Repeat the material exactly, every line of it.

'''

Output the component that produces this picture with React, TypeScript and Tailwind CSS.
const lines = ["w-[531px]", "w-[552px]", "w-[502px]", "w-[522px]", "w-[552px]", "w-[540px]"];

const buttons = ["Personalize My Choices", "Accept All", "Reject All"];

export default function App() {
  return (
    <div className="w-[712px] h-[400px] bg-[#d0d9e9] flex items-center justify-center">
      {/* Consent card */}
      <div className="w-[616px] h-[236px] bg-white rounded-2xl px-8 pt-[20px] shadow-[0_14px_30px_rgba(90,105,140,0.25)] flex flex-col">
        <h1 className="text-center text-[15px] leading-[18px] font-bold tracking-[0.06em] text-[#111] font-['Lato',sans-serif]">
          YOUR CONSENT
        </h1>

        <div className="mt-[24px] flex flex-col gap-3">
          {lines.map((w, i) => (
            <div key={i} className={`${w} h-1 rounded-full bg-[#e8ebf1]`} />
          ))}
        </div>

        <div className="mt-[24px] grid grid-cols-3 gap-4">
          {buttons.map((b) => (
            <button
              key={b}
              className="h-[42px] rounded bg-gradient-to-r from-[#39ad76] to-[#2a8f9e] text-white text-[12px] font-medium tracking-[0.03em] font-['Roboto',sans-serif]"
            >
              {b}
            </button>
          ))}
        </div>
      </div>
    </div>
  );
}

'''

__REPLY__
Output the component that produces this picture with React, TypeScript and Tailwind CSS.
const lines = ["w-[531px]", "w-[552px]", "w-[502px]", "w-[522px]", "w-[552px]", "w-[540px]"];

const buttons = ["Personalize My Choices", "Accept All", "Reject All"];

export default function App() {
  return (
    <div className="w-[712px] h-[400px] bg-[#d0d9e9] flex items-center justify-center">
      {/* Consent card */}
      <div className="w-[616px] h-[236px] bg-white rounded-2xl px-8 pt-[20px] shadow-[0_14px_30px_rgba(90,105,140,0.25)] flex flex-col">
        <h1 className="text-center text-[15px] leading-[18px] font-bold tracking-[0.06em] text-[#111] font-['Lato',sans-serif]">
          YOUR CONSENT
        </h1>

        <div className="mt-[24px] flex flex-col gap-3">
          {lines.map((w, i) => (
            <div key={i} className={`${w} h-1 rounded-full bg-[#e8ebf1]`} />
          ))}
        </div>

        <div className="mt-[24px] grid grid-cols-3 gap-4">
          {buttons.map((b) => (
            <button
              key={b}
              className="h-[42px] rounded bg-gradient-to-r from-[#39ad76] to-[#2a8f9e] text-white text-[12px] font-medium tracking-[0.03em] font-['Roboto',sans-serif]"
            >
              {b}
            </button>
          ))}
        </div>
      </div>
    </div>
  );
}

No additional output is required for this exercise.